Gli alberi in India sono sempre meno. Crescita demografica, apertura al mercato globale e aumento della richiesta di materie prime mettono a repentaglio le foreste e l’ambiente. Anche in India, dove si raccontano miti di dee che sedute sui rami di un albero sacro donano prosperità all’umanità, dove ogni giorno nei templi si offrono fiori e foglie agli dei e dove gli stessi alberi sono percepiti come manifestazioni divine.
Non tutti sono d’accordo, ogni tanto qualcuno alza la voce per dire basta. Talvolta la voce che si sente è una voce di donna – madre natura infondo è femmina anche da questa parte del mondo... Nomi come Arundhati Roy (attivista e scrittrice) e Vandana Shiva (biologa che lavora per la banca dei semi) hanno fatto il giro del mondo. Ma non sono le prime: Chipko, il movimento ambientalista che lanciò la “lotta degli abbracci” degli alberi, annovera molte donne ed è stato il precursore di molte battaglie verdi dei nostri giorni.
Tutto iniziò secoli fa, nel 1730 nel Rajasthan governato dai Maharaja, ma le radici del rispetto delle piante sono molto più antiche.
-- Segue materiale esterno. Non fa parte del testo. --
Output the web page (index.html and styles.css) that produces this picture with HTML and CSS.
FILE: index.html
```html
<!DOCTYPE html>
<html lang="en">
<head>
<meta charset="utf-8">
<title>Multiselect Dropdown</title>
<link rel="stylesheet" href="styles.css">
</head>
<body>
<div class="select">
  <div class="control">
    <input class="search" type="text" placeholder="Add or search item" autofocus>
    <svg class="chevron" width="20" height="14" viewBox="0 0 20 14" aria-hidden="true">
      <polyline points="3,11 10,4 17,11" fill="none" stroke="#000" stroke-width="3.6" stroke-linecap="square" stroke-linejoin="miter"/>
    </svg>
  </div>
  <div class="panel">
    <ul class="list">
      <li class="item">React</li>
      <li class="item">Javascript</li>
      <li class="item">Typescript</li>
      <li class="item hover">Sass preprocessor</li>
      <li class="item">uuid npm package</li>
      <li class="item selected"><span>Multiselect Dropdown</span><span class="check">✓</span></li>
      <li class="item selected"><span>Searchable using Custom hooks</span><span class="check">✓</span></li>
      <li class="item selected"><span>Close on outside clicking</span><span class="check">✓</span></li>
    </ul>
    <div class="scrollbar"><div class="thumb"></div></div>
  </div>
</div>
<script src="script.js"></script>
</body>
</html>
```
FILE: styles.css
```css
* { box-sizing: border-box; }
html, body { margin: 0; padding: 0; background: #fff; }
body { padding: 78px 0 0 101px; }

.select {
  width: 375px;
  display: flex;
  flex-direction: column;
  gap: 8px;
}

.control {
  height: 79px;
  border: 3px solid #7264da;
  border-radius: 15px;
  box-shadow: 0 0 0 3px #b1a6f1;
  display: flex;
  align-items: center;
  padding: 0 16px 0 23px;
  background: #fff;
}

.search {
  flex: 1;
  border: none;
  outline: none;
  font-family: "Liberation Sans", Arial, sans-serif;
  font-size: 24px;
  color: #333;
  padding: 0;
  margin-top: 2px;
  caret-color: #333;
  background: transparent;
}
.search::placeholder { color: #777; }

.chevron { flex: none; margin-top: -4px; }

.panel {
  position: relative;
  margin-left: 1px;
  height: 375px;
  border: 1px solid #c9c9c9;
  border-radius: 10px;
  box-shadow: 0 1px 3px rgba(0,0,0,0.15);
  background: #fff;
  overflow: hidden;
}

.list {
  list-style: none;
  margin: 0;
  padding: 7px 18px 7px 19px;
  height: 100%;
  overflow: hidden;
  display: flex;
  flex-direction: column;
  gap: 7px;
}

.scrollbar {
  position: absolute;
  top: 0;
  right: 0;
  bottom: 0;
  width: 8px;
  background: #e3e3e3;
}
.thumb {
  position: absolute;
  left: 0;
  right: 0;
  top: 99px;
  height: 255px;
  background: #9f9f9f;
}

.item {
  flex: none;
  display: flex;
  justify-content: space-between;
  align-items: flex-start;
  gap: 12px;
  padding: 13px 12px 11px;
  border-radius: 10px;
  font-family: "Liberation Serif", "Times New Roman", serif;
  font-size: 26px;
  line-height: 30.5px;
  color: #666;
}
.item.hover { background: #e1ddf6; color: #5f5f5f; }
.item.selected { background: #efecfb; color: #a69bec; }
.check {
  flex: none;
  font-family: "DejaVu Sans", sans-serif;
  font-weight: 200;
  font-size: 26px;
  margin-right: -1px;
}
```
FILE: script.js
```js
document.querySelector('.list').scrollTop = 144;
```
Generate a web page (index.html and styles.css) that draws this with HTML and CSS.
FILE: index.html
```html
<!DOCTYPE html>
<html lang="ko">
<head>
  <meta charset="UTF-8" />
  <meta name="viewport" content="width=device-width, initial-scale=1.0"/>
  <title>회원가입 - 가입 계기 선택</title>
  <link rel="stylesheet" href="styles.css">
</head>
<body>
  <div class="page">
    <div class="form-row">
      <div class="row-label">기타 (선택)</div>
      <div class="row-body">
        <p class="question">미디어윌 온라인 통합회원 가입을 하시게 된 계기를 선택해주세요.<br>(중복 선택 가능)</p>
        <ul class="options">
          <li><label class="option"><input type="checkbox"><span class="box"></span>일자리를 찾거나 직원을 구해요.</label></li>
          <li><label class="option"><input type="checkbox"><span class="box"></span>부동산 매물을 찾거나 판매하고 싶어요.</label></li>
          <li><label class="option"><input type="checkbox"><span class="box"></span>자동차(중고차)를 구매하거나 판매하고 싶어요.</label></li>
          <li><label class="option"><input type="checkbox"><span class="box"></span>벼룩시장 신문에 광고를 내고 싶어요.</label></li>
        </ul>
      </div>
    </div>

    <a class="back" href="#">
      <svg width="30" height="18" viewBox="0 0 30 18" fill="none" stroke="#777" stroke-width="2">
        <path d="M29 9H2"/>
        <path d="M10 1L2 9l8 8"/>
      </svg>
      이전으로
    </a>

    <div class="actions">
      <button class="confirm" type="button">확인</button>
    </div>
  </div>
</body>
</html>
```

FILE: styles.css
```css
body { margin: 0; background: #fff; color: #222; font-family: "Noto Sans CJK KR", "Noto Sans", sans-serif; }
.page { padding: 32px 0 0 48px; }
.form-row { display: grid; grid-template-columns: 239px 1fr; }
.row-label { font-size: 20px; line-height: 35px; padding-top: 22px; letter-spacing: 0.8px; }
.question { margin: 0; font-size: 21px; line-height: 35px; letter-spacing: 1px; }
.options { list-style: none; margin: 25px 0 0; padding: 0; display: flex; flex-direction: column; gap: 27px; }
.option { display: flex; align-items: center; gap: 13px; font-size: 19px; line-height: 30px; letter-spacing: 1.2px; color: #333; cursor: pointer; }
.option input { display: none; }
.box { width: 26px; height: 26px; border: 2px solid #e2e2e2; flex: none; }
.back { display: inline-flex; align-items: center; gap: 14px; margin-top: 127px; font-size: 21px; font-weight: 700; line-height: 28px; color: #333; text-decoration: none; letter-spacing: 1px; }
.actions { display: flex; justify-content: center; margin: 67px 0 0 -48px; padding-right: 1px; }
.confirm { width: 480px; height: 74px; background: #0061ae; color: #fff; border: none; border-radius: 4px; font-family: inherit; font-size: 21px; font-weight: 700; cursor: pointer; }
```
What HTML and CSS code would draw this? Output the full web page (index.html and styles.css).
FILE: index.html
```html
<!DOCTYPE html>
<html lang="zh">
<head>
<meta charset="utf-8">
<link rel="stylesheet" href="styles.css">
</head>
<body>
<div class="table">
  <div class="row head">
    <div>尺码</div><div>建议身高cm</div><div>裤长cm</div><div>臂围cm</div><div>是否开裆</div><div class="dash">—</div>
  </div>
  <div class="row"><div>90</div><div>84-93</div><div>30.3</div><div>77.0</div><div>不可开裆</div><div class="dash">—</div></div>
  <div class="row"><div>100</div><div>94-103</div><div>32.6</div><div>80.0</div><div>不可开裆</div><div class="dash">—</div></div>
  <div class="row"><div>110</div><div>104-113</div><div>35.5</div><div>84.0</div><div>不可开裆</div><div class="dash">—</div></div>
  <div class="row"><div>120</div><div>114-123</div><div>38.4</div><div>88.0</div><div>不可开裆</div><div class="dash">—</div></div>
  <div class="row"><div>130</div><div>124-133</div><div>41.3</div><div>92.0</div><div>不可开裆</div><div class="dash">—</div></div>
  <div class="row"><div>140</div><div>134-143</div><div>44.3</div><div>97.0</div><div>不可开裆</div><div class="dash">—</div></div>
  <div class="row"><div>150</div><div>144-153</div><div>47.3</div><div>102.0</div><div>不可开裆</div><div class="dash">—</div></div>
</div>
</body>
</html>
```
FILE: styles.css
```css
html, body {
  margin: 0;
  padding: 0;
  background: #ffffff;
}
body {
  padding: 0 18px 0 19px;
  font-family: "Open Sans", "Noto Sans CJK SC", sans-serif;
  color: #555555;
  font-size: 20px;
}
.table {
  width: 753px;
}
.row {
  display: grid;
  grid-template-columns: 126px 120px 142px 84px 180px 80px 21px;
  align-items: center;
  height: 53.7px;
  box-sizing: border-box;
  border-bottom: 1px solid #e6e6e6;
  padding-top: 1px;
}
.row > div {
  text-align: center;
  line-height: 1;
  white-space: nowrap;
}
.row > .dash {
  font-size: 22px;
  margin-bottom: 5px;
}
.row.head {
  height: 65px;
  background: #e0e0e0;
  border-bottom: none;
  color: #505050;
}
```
Nel XV un guru illuminato stabilì una nuova setta, a cui potevano aderire coloro che credevano in una società più equa e solidale, che rispettasse sia gli uomini che la natura. Guru Jambheshwar stilò 29 regole e nacquero i Bishnoi (bish = 20 noy=9). La terra desertica in cui la maggioranza vive è ricca di alberi e gazzelle e cervi che scorrazzano senza timore vicino alle capanne d’argilla degli uomini (si veda il fotoreport di Franck Vogel). Nel 1730 il Maharaja di Jodhpur stava costruendo un nuovo palazzo –nel rispetto della tradizione secondo cui ogni nuovo regnante deve lasciare ai posteri un capolavoro architettonico a dimostrazione della propria potenza. Il re si ritrovò ad avere bisogno di legna per cuocere la calce. Sapendo che nei villaggi dei Bishnoi gli alberi abbondavano, ordinò ai suoi uomini di andare, tagliare e tornare. Così un martedì mattina gli abitanti di Khejarli si trovarono l’esercito alle porte, con asce in mano. Amrita Devi, una mamma con due figlie, tentò di convincere i soldati a non tagliare gli alberi sacri alla loro religione (uno dei precetti vieta di abbattere gli alberi vivi). Le parole caddero nel vento; allora Amrita abbracciò d’istinto un albero e disse: “Sir santhe runkh rahe to Bhi Sasto Jan” (liberalmente tradotto: una testa tagliata costa meno di un albero abbattuto). La storia non finisce bene. I soldati, molto ligi al proprio dovere, decapitarono la donna e gli altri 362 bishnoi che la emularono, tagliarono gli alberi e tornarono dal Maharaja. Il re si pentì e promise di non tagliare più alcuna pianta in terra bishnoi (ogni anno tra agosto e settembre si celebra un festival in onore dei coraggiosi martiri). Era nato il movimento Chipko.
Secoli dopo la storia si ripeté in Uttara Khand, la regione montuosa himalayana colpita da una terribile alluvione lo scorso giugno. Era l’anno 1973, passata era l’epoca dei maharaja. Questa volta a essere muniti di asce e seghe erano operai al servizio di un impresario. Un’altra temeraria donna-Gaura Devi- memore della storia delle donne bishnoi, abbracciò un albero sfidando a passare sul suo cadavere per poter procedere al disboscamento e le sua compaesane la imitarono. La storia, fortunatamente, questa volta è a lieto fine: gli operai si fermarono; la foresta, lo stile di vita e le risorse della gente di montagna erano salve.
Da allora il movimento chipko ha preso piede, portato avanti da uomini e donne. I successi ci sono stati, le sconfitte non sono mancate: un abbraccio non salva il pianeta, ma l’immagine è poetica e, innegabilmente, potente.